Everything in the listing except the pictures should be written out exactly.
------------------------------------------------------------
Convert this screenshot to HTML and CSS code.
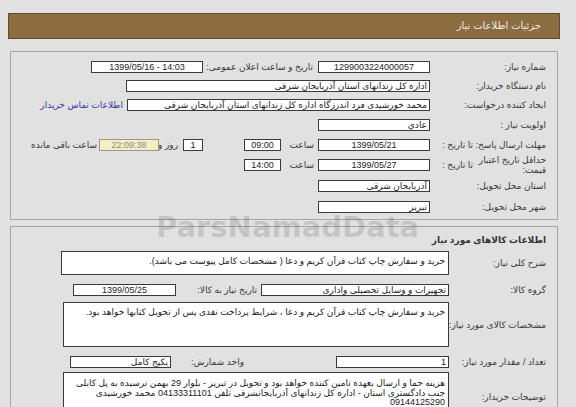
FILE: index.html
```html
<!DOCTYPE html>
<html lang="fa">
<head>
<meta charset="utf-8">
<title>جزئیات اطلاعات نیاز</title>
<link rel="stylesheet" href="styles.css">
</head>
<body>
<div class="page" dir="rtl">
  <div class="bar">جزئیات اطلاعات نیاز</div>

  <div class="box box1">
    <div class="row h19">
      <div class="lbl w116">شماره نیاز:</div>
      <div class="in w112 c">1299003224000057</div>
      <div class="lbl w115 pr5">تاریخ و ساعت اعلان عمومی:</div>
      <div class="in w112 c ltr" dir="ltr">1399/05/16 - 14:03</div>
    </div>
    <div class="row h19">
      <div class="lbl w116">نام دستگاه خریدار:</div>
      <div class="in w304">اداره کل زندانهای استان آذربایجان شرقی</div>
    </div>
    <div class="row h19">
      <div class="lbl w116">ایجاد کننده درخواست:</div>
      <div class="in w303">محمد خورشیدی فرد اندرزگاه اداره کل زندانهای استان آذربایجان شرقی</div>
      <a class="link" href="#">اطلاعات تماس خریدار</a>
    </div>
    <div class="row h21">
      <div class="lbl w116">اولویت نیاز :</div>
      <div class="in w112">عادي</div>
    </div>
    <div class="row h19">
      <div class="lbl w73">مهلت ارسال پاسخ:</div>
      <div class="lbl w43">تا تاریخ :</div>
      <div class="in w112 c">1399/05/21</div>
      <div class="lbl w37 pr4">ساعت</div>
      <div class="in w37 c">09:00</div>
      <div class="gap41"></div>
      <div class="in w20 c">1</div>
      <div class="lbl w24 pr5">روز و</div>
      <div class="in w60 c remain">22:09:38</div>
      <div class="lbl pr2">ساعت باقی مانده</div>
    </div>
    <div class="row h21">
      <div class="lbl w73 wrap">حداقل تاریخ اعتبار قیمت:</div>
      <div class="lbl w43">تا تاریخ :</div>
      <div class="in w112 c">1399/05/27</div>
      <div class="lbl w37 pr4">ساعت</div>
      <div class="in w37 c">14:00</div>
    </div>
    <div class="row h22">
      <div class="lbl w116">استان محل تحویل:</div>
      <div class="in w112">آذربایجان شرقی</div>
    </div>
    <div class="row h19">
      <div class="lbl w116">شهر محل تحویل:</div>
      <div class="in w112">تبریز</div>
    </div>
  </div>

  <div class="box box2">
    <div class="title">اطلاعات کالاهای مورد نیاز</div>
    <div class="row mt4">
      <div class="lbl w97">شرح کلی نیاز:</div>
      <div class="in area w388 h24">خرید و سفارش چاپ کتاب قرآن کریم و دعا ( مشخصات کامل پیوست می باشد).</div>
    </div>
    <div class="row mt9">
      <div class="lbl w97">گروه کالا:</div>
      <div class="in w188">تجهیزات و وسایل تحصیلی واداری</div>
      <div class="lbl w85 pr4">تاریخ نیاز به کالا:</div>
      <div class="in w103 c">1399/05/25</div>
    </div>
    <div class="row mt6">
      <div class="lbl w97">مشخصات کالای مورد نیاز:</div>
      <div class="in area w386 h45">خرید و سفارش چاپ کتاب قرآن کریم و دعا ، شرایط پرداخت نقدی پس از تحویل کتابها خواهد بود.</div>
    </div>
    <div class="row mt9">
      <div class="lbl w97">تعداد / مقدار مورد نیاز:</div>
      <div class="in w113">1</div>
      <div class="lbl w165 pr92">واحد شمارش:</div>
      <div class="in w101">یکپج کامل</div>
    </div>
    <div class="row mt4">
      <div class="lbl w97">توضیحات خریدار:</div>
      <div class="in area w386 h50 lines">هزینه حما و ارسال بعهده تامین کننده خواهد بود و تحویل در تبریز - بلوار 29 بهمن نرسیده به پل کابلی<br>جنب دادگستری استان - اداره کل زندانهای آذربایجانشرقی تلفن 04133311101 محمد خورشیدی<br>09144125290</div>
    </div>
  </div>

  <div class="watermark" dir="ltr">ParsNamadData</div>
</div>
</body>
</html>
```

FILE: styles.css
```css
* { box-sizing: border-box; }

html, body {
  margin: 0;
  padding: 0;
  height: 407px;
  overflow: hidden;
}

body {
  background: #e1e1e1;
  font-family: "Liberation Sans", "DejaVu Sans", sans-serif;
  font-size: 9px;
  color: #333;
}

.page {
  position: relative;
  width: 552px;
  margin-left: 8px;
  padding-top: 13px;
  direction: rtl;
}

.bar {
  height: 26px;
  background: #8c6d42;
  border: 1px solid #5f4b2e;
  color: #f3ece2;
  font-size: 10px;
  line-height: 24px;
  padding-right: 18px;
}

.box {
  margin: 0 2px;
  border: 1px solid #a5a5a5;
  padding-right: 11px;
}

.box1 {
  margin-top: 12px;
  padding-top: 5px;
  padding-bottom: 3px;
}

.box2 {
  margin-top: 6px;
  padding-top: 6px;
  padding-bottom: 40px;
}

.row {
  display: flex;
  align-items: center;
}

.h19 { height: 19px; }
.h21 { height: 21px; }
.h22 { height: 22px; }

.mt4 { margin-top: 4px; }
.mt6 { margin-top: 6px; }
.mt9 { margin-top: 9px; }

.lbl {
  flex: none;
  white-space: nowrap;
  text-align: right;
  color: #383838;
  line-height: 10px;
}

.lbl.wrap {
  white-space: normal;
}

.w20 { width: 20px; }
.w24 { width: 24px; }
.w37 { width: 37px; }
.w43 { width: 43px; }
.w60 { width: 60px; }
.w73 { width: 73px; }
.w85 { width: 85px; }
.w97 { width: 97px; }
.w101 { width: 101px; }
.w103 { width: 103px; }
.w112 { width: 112px; }
.w113 { width: 113px; }
.w115 { width: 115px; }
.w116 { width: 116px; }
.w165 { width: 165px; }
.w188 { width: 188px; }
.w303 { width: 303px; }
.w304 { width: 304px; }
.w386 { width: 386px; }
.w388 { width: 388px; }

.pr2 { padding-right: 2px; }
.pr4 { padding-right: 4px; }
.pr5 { padding-right: 5px; }
.pr92 { padding-right: 92px; }

.gap41 { flex: none; width: 41px; }

.in {
  flex: none;
  height: 12px;
  background: #fff;
  border: 1px solid #3a3a3a;
  line-height: 10px;
  padding: 0 2px;
  white-space: nowrap;
  overflow: hidden;
  color: #222;
  text-align: right;
}

.in.c { text-align: center; }

.in.ltr { direction: ltr; }

.in.remain {
  background: #f2efc6;
  border-color: #9a9a8a;
  color: #8a8a80;
}

.area {
  white-space: normal;
  padding: 4px 3px;
  line-height: 10px;
}

.h24 { height: 24px; }
.h45 { height: 45px; }
.h50 { height: 50px; }

.lines {
  white-space: nowrap;
  line-height: 9.5px;
  padding-top: 6px;
}

.link {
  flex: none;
  margin-right: 4px;
  color: #3636a6;
  text-decoration: none;
  white-space: nowrap;
}

.title {
  height: 14px;
  line-height: 14px;
  font-weight: bold;
  color: #333;
}

.watermark {
  position: absolute;
  left: 148px;
  top: 216px;
  font-family: "DejaVu Sans", sans-serif;
  font-weight: bold;
  font-size: 29px;
  line-height: 22px;
  color: rgba(0, 0, 0, 0.13);
  white-space: nowrap;
  pointer-events: none;
}
```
------------------------------------------------------------
■ Full output
Convert this screenshot to HTML and CSS code.
FILE: index.html
```html
<!DOCTYPE html>
<html lang="fa">
<head>
<meta charset="utf-8">
<title>جزئیات اطلاعات نیاز</title>
<link rel="stylesheet" href="styles.css">
</head>
<body>
<div class="page" dir="rtl">
  <div class="bar">جزئیات اطلاعات نیاز</div>

  <div class="box box1">
    <div class="row h19">
      <div class="lbl w116">شماره نیاز:</div>
      <div class="in w112 c">1299003224000057</div>
      <div class="lbl w115 pr5">تاریخ و ساعت اعلان عمومی:</div>
      <div class="in w112 c ltr" dir="ltr">1399/05/16 - 14:03</div>
    </div>
    <div class="row h19">
      <div class="lbl w116">نام دستگاه خریدار:</div>
      <div class="in w304">اداره کل زندانهای استان آذربایجان شرقی</div>
    </div>
    <div class="row h19">
      <div class="lbl w116">ایجاد کننده درخواست:</div>
      <div class="in w303">محمد خورشیدی فرد اندرزگاه اداره کل زندانهای استان آذربایجان شرقی</div>
      <a class="link" href="#">اطلاعات تماس خریدار</a>
    </div>
    <div class="row h21">
      <div class="lbl w116">اولویت نیاز :</div>
      <div class="in w112">عادي</div>
    </div>
    <div class="row h19">
      <div class="lbl w73">مهلت ارسال پاسخ:</div>
      <div class="lbl w43">تا تاریخ :</div>
      <div class="in w112 c">1399/05/21</div>
      <div class="lbl w37 pr4">ساعت</div>
      <div class="in w37 c">09:00</div>
      <div class="gap41"></div>
      <div class="in w20 c">1</div>
      <div class="lbl w24 pr5">روز و</div>
      <div class="in w60 c remain">22:09:38</div>
      <div class="lbl pr2">ساعت باقی مانده</div>
    </div>
    <div class="row h21">
      <div class="lbl w73 wrap">حداقل تاریخ اعتبار قیمت:</div>
      <div class="lbl w43">تا تاریخ :</div>
      <div class="in w112 c">1399/05/27</div>
      <div class="lbl w37 pr4">ساعت</div>
      <div class="in w37 c">14:00</div>
    </div>
    <div class="row h22">
      <div class="lbl w116">استان محل تحویل:</div>
      <div class="in w112">آذربایجان شرقی</div>
    </div>
    <div class="row h19">
      <div class="lbl w116">شهر محل تحویل:</div>
      <div class="in w112">تبریز</div>
    </div>
  </div>

  <div class="box box2">
    <div class="title">اطلاعات کالاهای مورد نیاز</div>
    <div class="row mt4">
      <div class="lbl w97">شرح کلی نیاز:</div>
      <div class="in area w388 h24">خرید و سفارش چاپ کتاب قرآن کریم و دعا ( مشخصات کامل پیوست می باشد).</div>
    </div>
    <div class="row mt9">
      <div class="lbl w97">گروه کالا:</div>
      <div class="in w188">تجهیزات و وسایل تحصیلی واداری</div>
      <div class="lbl w85 pr4">تاریخ نیاز به کالا:</div>
      <div class="in w103 c">1399/05/25</div>
    </div>
    <div class="row mt6">
      <div class="lbl w97">مشخصات کالای مورد نیاز:</div>
      <div class="in area w386 h45">خرید و سفارش چاپ کتاب قرآن کریم و دعا ، شرایط پرداخت نقدی پس از تحویل کتابها خواهد بود.</div>
    </div>
    <div class="row mt9">
      <div class="lbl w97">تعداد / مقدار مورد نیاز:</div>
      <div class="in w113">1</div>
      <div class="lbl w165 pr92">واحد شمارش:</div>
      <div class="in w101">یکپج کامل</div>
    </div>
    <div class="row mt4">
      <div class="lbl w97">توضیحات خریدار:</div>
      <div class="in area w386 h50 lines">هزینه حما و ارسال بعهده تامین کننده خواهد بود و تحویل در تبریز - بلوار 29 بهمن نرسیده به پل کابلی<br>جنب دادگستری استان - اداره کل زندانهای آذربایجانشرقی تلفن 04133311101 محمد خورشیدی<br>09144125290</div>
    </div>
  </div>

  <div class="watermark" dir="ltr">ParsNamadData</div>
</div>
</body>
</html>
```

FILE: styles.css
```css
* { box-sizing: border-box; }

html, body {
  margin: 0;
  padding: 0;
  height: 407px;
  overflow: hidden;
}

body {
  background: #e1e1e1;
  font-family: "Liberation Sans", "DejaVu Sans", sans-serif;
  font-size: 9px;
  color: #333;
}

.page {
  position: relative;
  width: 552px;
  margin-left: 8px;
  padding-top: 13px;
  direction: rtl;
}

.bar {
  height: 26px;
  background: #8c6d42;
  border: 1px solid #5f4b2e;
  color: #f3ece2;
  font-size: 10px;
  line-height: 24px;
  padding-right: 18px;
}

.box {
  margin: 0 2px;
  border: 1px solid #a5a5a5;
  padding-right: 11px;
}

.box1 {
  margin-top: 12px;
  padding-top: 5px;
  padding-bottom: 3px;
}

.box2 {
  margin-top: 6px;
  padding-top: 6px;
  padding-bottom: 40px;
}

.row {
  display: flex;
  align-items: center;
}

.h19 { height: 19px; }
.h21 { height: 21px; }
.h22 { height: 22px; }

.mt4 { margin-top: 4px; }
.mt6 { margin-top: 6px; }
.mt9 { margin-top: 9px; }

.lbl {
  flex: none;
  white-space: nowrap;
  text-align: right;
  color: #383838;
  line-height: 10px;
}

.lbl.wrap {
  white-space: normal;
}

.w20 { width: 20px; }
.w24 { width: 24px; }
.w37 { width: 37px; }
.w43 { width: 43px; }
.w60 { width: 60px; }
.w73 { width: 73px; }
.w85 { width: 85px; }
.w97 { width: 97px; }
.w101 { width: 101px; }
.w103 { width: 103px; }
.w112 { width: 112px; }
.w113 { width: 113px; }
.w115 { width: 115px; }
.w116 { width: 116px; }
.w165 { width: 165px; }
.w188 { width: 188px; }
.w303 { width: 303px; }
.w304 { width: 304px; }
.w386 { width: 386px; }
.w388 { width: 388px; }

.pr2 { padding-right: 2px; }
.pr4 { padding-right: 4px; }
.pr5 { padding-right: 5px; }
.pr92 { padding-right: 92px; }

.gap41 { flex: none; width: 41px; }

.in {
  flex: none;
  height: 12px;
  background: #fff;
  border: 1px solid #3a3a3a;
  line-height: 10px;
  padding: 0 2px;
  white-space: nowrap;
  overflow: hidden;
  color: #222;
  text-align: right;
}

.in.c { text-align: center; }

.in.ltr { direction: ltr; }

.in.remain {
  background: #f2efc6;
  border-color: #9a9a8a;
  color: #8a8a80;
}

.area {
  white-space: normal;
  padding: 4px 3px;
  line-height: 10px;
}

.h24 { height: 24px; }
.h45 { height: 45px; }
.h50 { height: 50px; }

.lines {
  white-space: nowrap;
  line-height: 9.5px;
  padding-top: 6px;
}

.link {
  flex: none;
  margin-right: 4px;
  color: #3636a6;
  text-decoration: none;
  white-space: nowrap;
}

.title {
  height: 14px;
  line-height: 14px;
  font-weight: bold;
  color: #333;
}

.watermark {
  position: absolute;
  left: 148px;
  top: 216px;
  font-family: "DejaVu Sans", sans-serif;
  font-weight: bold;
  font-size: 29px;
  line-height: 22px;
  color: rgba(0, 0, 0, 0.13);
  white-space: nowrap;
  pointer-events: none;
}
```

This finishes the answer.